Среди предтеч Достоевского был и де Квинси. Он показал, что даже среди дешевых доходных домов и фабрик глаз поэта может найти моменты фантастического и пылкого видения, не менее аутентичного, чем в готических чащах или на легендарном Востоке эпохи романтизма. Он — как и Бодлер — придал образу города суровую инаковость, которой он уже некогда обладал в апокалиптических проклятиях, адресованных Ниневии и Вавилону. Из воспоминаний Дмитрия Григоровича мы знаем, что «Исповедь англичанина, употребляющего опиум» числилась среди любимых книг юного Достоевского. Она оставила свой отпечаток в его ранних произведениях и в «Преступлении и наказании». За образом Сони можно разглядеть Анну с Оксфорд-стрит.
Влияние Бальзака и Диккенса слишком очевидно и масштабно, чтобы подробно на нем останавливаться. Париж и Лондон, какими их изобразил Достоевский в 1863 году в «Зимних заметках о летних впечатлениях» (текст, особенно любимый советскими комментаторами), — это города, увиденные в свете «Отца Горио», «Утраченных иллюзий» и «Холодного дома».
Но именно в «Парижских тайнах» Эжена Сю (1842–43) городская готика достигла своего самого полного выражения. Эту книгу очень хвалил Белинский, и ее взахлеб читали и в России, и во всей Европе. Толстой в «Юности» вспоминает, как он зачитывался диковинно сильными книжками Сю. Достоевский был знаком и с «Парижскими тайнами», и с «Агасфером». Хоть в письме брату от 4 мая 1845 года Достоевский и называет Сю «весьма недалеким», он многому у него научился. Особенно это касается некоторых эпизодов из Первой части «Подростка», — правда, временами нелегко отличить пародию от имитации. Сю поднял до новых высот пафоса смесь мелодрамы и гуманизма, который характеризует схождение литературы XIX века в низы общества. Краткая цитата из знаменитой главы под названием «Нищета» из «Парижских тайн» показывает преобладающую интонацию романа:
«Младшая из девочек, пораженная чахоткой, бессильно опустила свое несчастное личико, уже синевато-бледное и прозрачное, на холодную как лед грудь своей пятилетней сестренки»[117].

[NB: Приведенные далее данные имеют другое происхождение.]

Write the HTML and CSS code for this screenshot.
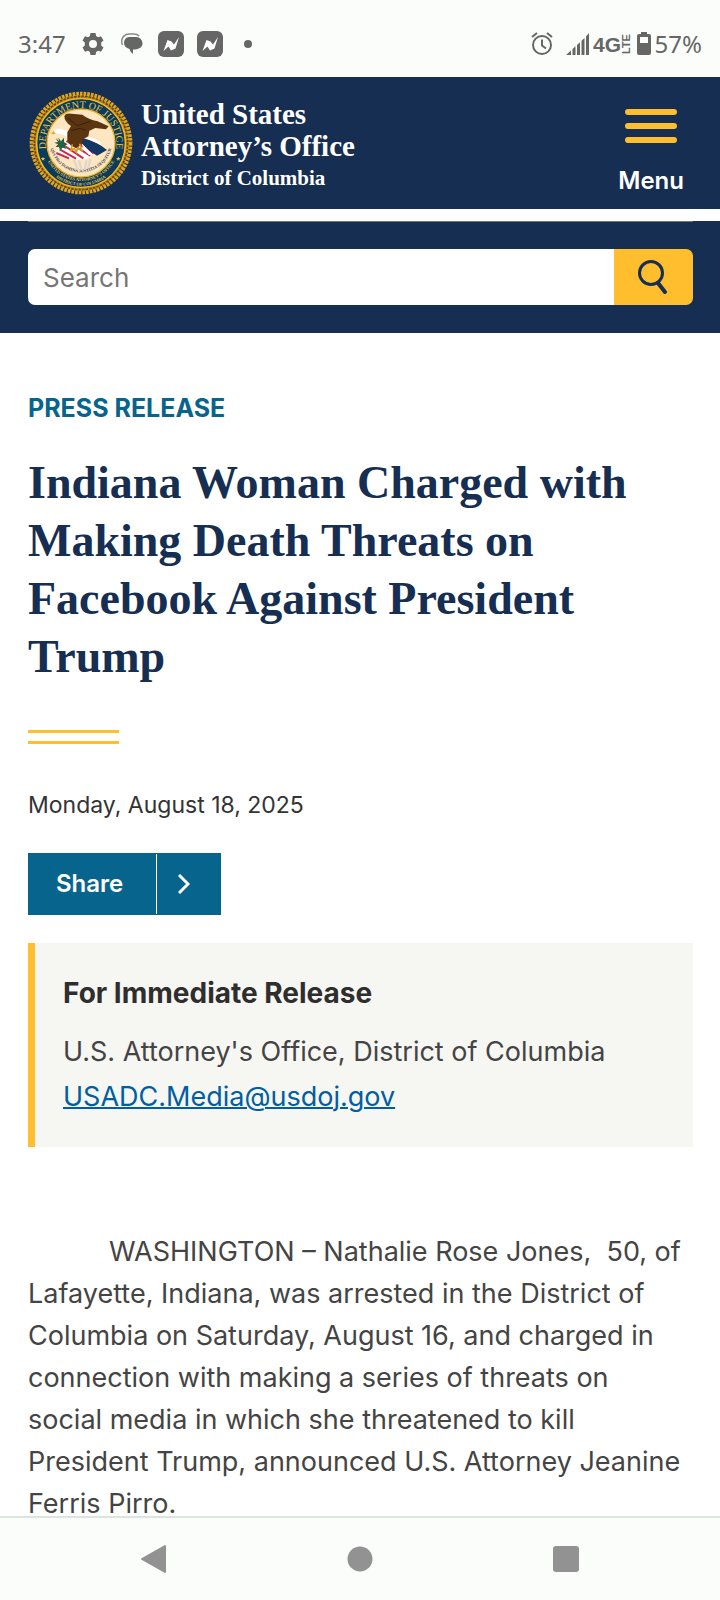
FILE: index.html
```html
<!DOCTYPE html>
<html lang="en">
<head>
<meta charset="utf-8">
<meta name="viewport" content="width=device-width, initial-scale=1">
<title>Press Release</title>
<link rel="stylesheet" href="styles.css">
</head>
<body>
<div class="status">
  <div class="status-left">
    <span class="time">3:47</span>
    <svg class="gear" width="22" height="22" viewBox="0 0 22 22" fill="#666"><path fill-rule="evenodd" d="M8.5 0h5l.6 3 2 1.200 2.900-1 2.500 4.300-2.300 2v3l2.300 2-2.500 4.300-2.900-1-2 1.200-.6 3h-5l-.6-3-2-1.200-2.900 1L.5 14.500l2.300-2v-3l-2.300-2L3 3.200l2.900 1 2-1.200zM11 7a4 4 0 1 0 0 8 4 4 0 0 0 0-8z"/></svg>
    <svg class="bubble" width="22" height="22" viewBox="0 0 22 22" fill="#666"><path d="M8 4h7c4 0 6.500 3 6.500 6.500S18.500 16 14 16.500h-2V21c-2-1.500-3-3-3.500-5C5 15 3 13 3 10s2-6 5-6z"/><path d="M1.500 12C-1 6 3 1 8 1h5c3 0 4 .8 5 2" fill="none" stroke="#8a8a8a" stroke-width="1.500"/></svg>
    <svg width="26" height="26" viewBox="0 0 26 26"><rect width="26" height="26" rx="6" fill="#666"/><path d="M5.500 20 9.500 9l4 1.500 2.500 3L21 6l-3.500 11.500-4.500 2-2.500-4z" fill="#fff"/></svg>
    <svg width="26" height="26" viewBox="0 0 26 26"><rect width="26" height="26" rx="6" fill="#666"/><path d="M5.500 20 9.500 9l4 1.500 2.500 3L21 6l-3.500 11.500-4.500 2-2.500-4z" fill="#fff"/></svg>
    <span class="dot"></span>
  </div>
  <div class="status-right">
    <svg class="alarm" width="22" height="24" viewBox="0 0 22 24" fill="none" stroke="#666" stroke-width="2"><circle cx="11" cy="13" r="9"/><path d="M11 7.500v6l4 3M1 5l5-4M21 5l-5-4"/></svg>
    <svg width="24" height="24" viewBox="0 0 24 24" fill="#666"><path d="M0 23 5 18.500V23zM6.500 17l3-2.700V23h-3zM11 13l3-2.800V23h-3zM15.500 8.800l3-2.800V23h-3zM20 4.600l3-3.600v22h-3z"/></svg>
    <svg class="lte" width="38" height="24" viewBox="0 0 38 24" fill="#666"><text class="fourg" x="0" y="20">4G</text><text class="lte-text" transform="translate(37 22) rotate(-90)">LTE</text></svg>
    <svg class="battery" width="14" height="23" viewBox="0 0 14 23"><path fill-rule="evenodd" fill="#666" d="M4 0h6v2h2q2 0 2 2v17q0 2-2 2H2q-2 0-2-2V4q0-2 2-2h2zM3 5v6h8V5z"/></svg>
    <span class="time">57%</span>
  </div>
</div>

<header class="masthead">
  <a class="brand" href="#">
    <svg class="seal" viewBox="0 0 312 312" role="img" aria-label="Department of Justice seal">
      <defs>
        <path id="arcTop" d="M52 177A106 106 0 1 1 260 177"/>
        <path id="arcMotto" d="M62 150A94 94 0 0 0 250 150"/>
        <path id="arcOffice" d="M42 156A114 114 0 0 0 270 156"/>
        <path id="arcDistrict" d="M28 156A128 128 0 0 0 284 156"/>
      </defs>
      <circle cx="156" cy="156" r="144" fill="#c88a0c"/>
      <circle cx="156" cy="156" r="148" fill="none" stroke="#e2a51a" stroke-width="12" stroke-dasharray="8 3"/>
      <circle cx="156" cy="156" r="140" fill="none" stroke="#5e430c" stroke-width="5" stroke-dasharray="7 4"/>
      <circle cx="156" cy="156" r="133" fill="#0b3b5c" stroke="#edbb31" stroke-width="4"/>
      <circle cx="156" cy="156" r="102" fill="#fee6c0" stroke="#f0b323" stroke-width="4"/>
      <text class="seal-top"><textPath href="#arcTop" startOffset="50%">DEPARTMENT OF JUSTICE</textPath></text>
      <text class="seal-motto"><textPath href="#arcMotto" startOffset="50%">QUI PRO DOMINA JUSTITIA SEQUITUR</textPath></text>
      <text class="seal-small"><textPath href="#arcOffice" startOffset="50%">UNITED STATES ATTORNEY’S OFFICE</textPath></text>
      <text class="seal-small"><textPath href="#arcDistrict" startOffset="50%">DISTRICT OF COLUMBIA</textPath></text>
      <path d="m42 197 2 4 5 .5-4 3 1 5-4-3-4 3 1-5-4-3 5-.5zM268 197l2 4 5 .5-4 3 1 5-4-3-4 3 1-5-4-3 5-.5z" fill="#edbb31"/>
      <path d="M134 205 146 236M150 208 158 238M172 208 168 236M184 204 178 232" stroke="#ddd8d0" stroke-width="7"/>
      <path d="M116 142 166 145 203 184 174 203 142 207 78 190 96 164z" fill="#fff"/>
      <path d="m112 150 72 44M103 162l60 40M92 175l49 28M82 186l38 16M124 143l70 44" stroke="#c92b4b" stroke-width="6"/>
      <path d="M158 140Q204 151 234 177L204 194Q171 172 158 158z" fill="#123765"/>
      <path d="M159 158 193 192 180 192 162 174zM169 141l46 20-2-9-28-14z" fill="#fff"/>
      <path d="M80 141 91 151 87 139 96 151 105 140 105 153 116 160 106 164 113 174 101 170 93 178 90 168 80 168 87 160 76 155 87 153z" fill="#206342"/>
      <path d="M67 125Q78 111 96 114L119 121 113 137Q95 125 80 128Z" fill="#fff"/>
      <path d="m65 127 9-7 6 8-7 2z" fill="#e7aa20"/>
      <path d="M106 75Q110 66 127 68L160 71Q178 85 206 91L239 106 231 115 199 111 181 119 178 136 162 145 158 161 142 171 126 164 115 150 115 124 126 105Q106 92 106 75z" fill="#5a3510"/>
      <path d="m115 80 30 24 40-13M126 119l28-7 17 6" stroke="#342212" stroke-width="3" fill="none"/>
      <path d="m130 160-4 18 10-6 6 12 4-13 12 7-6-20" fill="none" stroke="#d99b18" stroke-width="5"/>
    </svg>
    <span class="brand-text">
      <span class="brand-main">United States<br>Attorney’s Office</span>
      <span class="brand-sub">District of Columbia</span>
    </span>
  </a>
  <button class="menu" type="button">
    <svg width="52" height="34" viewBox="0 0 52 34" stroke="#ffbe2e" stroke-width="6" stroke-linecap="round"><path d="M3 3h46M3 17h46M3 31h46"/></svg>
    <span>Menu</span>
  </button>
</header>

<div class="search-band">
  <form class="search" role="search">
    <input class="search-input" type="search" placeholder="Search" aria-label="Search">
    <button class="search-button" type="button" aria-label="Search">
      <svg width="32" height="36" viewBox="0 0 32 36" fill="none" stroke="#162e51" stroke-width="3" stroke-linecap="round"><circle cx="13" cy="14" r="11.500"/><path d="M20 24l7 9" stroke-width="4"/></svg>
    </button>
  </form>
</div>

<main class="content">
  <p class="kicker">PRESS RELEASE</p>
  <h1 class="title">Indiana Woman Charged with Making Death Threats on Facebook Against President Trump</h1>
  <div class="rule"></div>
  <p class="date">Monday, August 18, 2025</p>
  <button class="share" type="button">
    <span class="share-label">Share</span>
    <span class="share-arrow"><svg width="12" height="20" viewBox="0 0 12 20" fill="none" stroke="#fff" stroke-width="3"><path d="m1 1 9 9-9 9"/></svg></span>
  </button>
  <section class="notice">
    <h2 class="notice-title">For Immediate Release</h2>
    <div class="notice-line">U.S. Attorney's Office, District of Columbia</div>
    <div class="notice-line"><a class="mail" href="mailto:USADC.Media@usdoj.gov">USADC.Media@usdoj.gov</a></div>
  </section>
  <p class="story">WASHINGTON – Nathalie Rose Jones,&nbsp; 50, of<br>Lafayette, Indiana, was arrested in the District of<br>Columbia on Saturday, August 16, and charged in<br>connection with making a series of threats on<br>social media in which she threatened to kill<br>President Trump, announced U.S. Attorney Jeanine<br>Ferris Pirro.</p>
</main>

<nav class="navbar" aria-label="System">
  <button class="nav-button" type="button" aria-label="Back"><svg width="28" height="30" viewBox="0 0 28 30"><path d="M25 2v26L2 15z" fill="#929292" stroke="#929292" stroke-width="2" stroke-linejoin="round"/></svg></button>
  <button class="nav-button" type="button" aria-label="Home"><svg width="26" height="26" viewBox="0 0 26 26"><circle cx="13" cy="13" r="12.500" fill="#929292"/></svg></button>
  <button class="nav-button" type="button" aria-label="Recents"><svg width="28" height="28" viewBox="0 0 28 28"><rect x="1" y="1" width="26" height="26" rx="3" fill="#929292"/></svg></button>
</nav>
</body>
</html>
```
FILE: styles.css
```css
* { box-sizing: border-box; }
body {
  margin: 0;
  height: 100vh;
  overflow: hidden;
  display: flex;
  flex-direction: column;
  background: #fff;
  color: #444;
  font-family: "Inter", "Liberation Sans", sans-serif;
}
button { border: 0; padding: 0; background: none; font: inherit; color: inherit; }
svg { display: block; flex: none; }
p, h1, h2 { margin: 0; }

.status {
  flex: none;
  display: flex;
  justify-content: space-between;
  height: 77px;
  padding: 10px 18px 0;
  background: #fbfdfa;
  color: #666;
}
.status-left, .status-right { display: flex; align-items: center; }
.status-left { gap: 13px; }
.gear { margin-left: 3px; }
.bubble { margin: 0 2px 0 4px; }
.time { font-family: "Noto Sans", sans-serif; font-size: 24px; line-height: 32px; }
.dot { width: 8px; height: 8px; margin-left: 8px; border-radius: 50%; background: #666; }
.alarm { margin-right: 13px; }
.battery { margin: 0 4px 0 6px; }
.lte { margin-left: 3px; }
.fourg { font: bold 21px "Liberation Sans", sans-serif; }
.lte-text { font: bold 11px "Liberation Sans", sans-serif; }

.masthead {
  flex: none;
  display: flex;
  align-items: center;
  justify-content: space-between;
  height: 132px;
  padding: 0 36px 0 29px;
  background: #162e51;
  color: #fff;
}
.brand { display: flex; align-items: center; gap: 8px; color: inherit; text-decoration: none; }
.seal { width: 104px; height: 104px; }
.brand-text { display: flex; flex-direction: column; padding-top: 6px; font-family: "Liberation Serif", serif; font-weight: bold; }
.brand-main { font-size: 29px; line-height: 32px; }
.brand-sub { font-size: 21px; line-height: 32px; }
.seal-top, .seal-small, .seal-motto { font-family: "Liberation Serif", serif; text-anchor: middle; }
.seal-top { font-size: 30px; fill: #e9c348; }
.seal-small { font-size: 13px; font-weight: bold; fill: #e9c348; }
.seal-motto { font-size: 13px; font-weight: bold; fill: #3d4450; }
.menu { display: flex; flex-direction: column; align-items: center; gap: 22px; padding-top: 20px; font-size: 24px; font-weight: 600; line-height: 32px; }

.search-band { flex: none; margin-top: 12px; padding: 0 27px 28px 28px; background: #162e51; }
.search { display: flex; padding-top: 27px; border-top: 1px solid #71767a; margin: 0; }
.search-input {
  flex: 1;
  min-width: 0;
  height: 56px;
  padding: 0 15px;
  border: 0;
  border-radius: 7px 0 0 7px;
  background: #fff;
  font-family: "Inter", sans-serif;
  font-size: 26px;
}
.search-input::placeholder { color: #757575; opacity: 1; }
.search-button {
  width: 79px;
  display: flex;
  align-items: center;
  justify-content: center;
  border-radius: 0 7px 7px 0;
  background: #ffbe2e;
}

.content { flex: 1; min-height: 0; overflow: hidden; padding: 59px 27px 0 28px; }
.kicker { font-size: 25px; font-weight: 700; line-height: 32px; color: #07648d; }
.title {
  margin-top: 30px;
  font-family: "Liberation Serif", serif;
  font-size: 46px;
  font-weight: bold;
  line-height: 58px;
  color: #162e51;
}
.rule { width: 91px; height: 14px; margin-top: 44px; border: solid #ffbe2e; border-width: 3px 0; }
.date { margin-top: 45px; font-size: 23px; line-height: 32px; color: #333; }
.share { display: flex; align-items: center; height: 62px; margin-top: 32px; background: #07648d; color: #fff; font-size: 24px; font-weight: 600; }
.share-label { width: 128px; padding-left: 28px; text-align: left; line-height: 60px; }
.share-arrow { display: flex; align-items: center; width: 65px; height: 60px; padding-left: 21px; border-left: 1px solid #fff; }
.notice { margin-top: 28px; padding: 29px 28px 28px; border-left: 7px solid #ffbe2e; background: #f6f6f2; font-size: 27px; line-height: 45px; }
.notice-title { margin-bottom: 15px; font-size: 28px; font-weight: 700; line-height: 42px; color: #2e2e2e; }
.mail { color: #005ea2; text-decoration-thickness: 2px; }
.story { margin-top: 84px; font-size: 27px; line-height: 42px; text-indent: 81px; white-space: nowrap; }

.navbar {
  flex: none;
  display: flex;
  justify-content: space-around;
  align-items: center;
  height: 84px;
  padding: 0 51px;
  border-top: 2px solid #dce4df;
  background: #fbfdfa;
}
.nav-button { display: flex; align-items: center; justify-content: center; width: 48px; height: 48px; }
```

Мы найдем ее чахнущей в доме Мармеладова и в лачугах, среди которых Алеша Карамазов осуществляет свое миссионерство. Некоторые революционные заявления Сю повторяются у Достоевского почти дословно. Так, в «Братьях Карамазовых» воспроизводится замечание из Сю: «Богатство и праздность ужасны тем, что не могут отвлечь человека и делают его беззащитным перед невзгодами и страданиями». Можно провести аналогии по тематике и способам изображения между Марией из «Парижских тайн» и кроткими героинями Достоевского, между рассказом Сю о маркизе д’Арвиле и брачной дилеммой из «Идиота».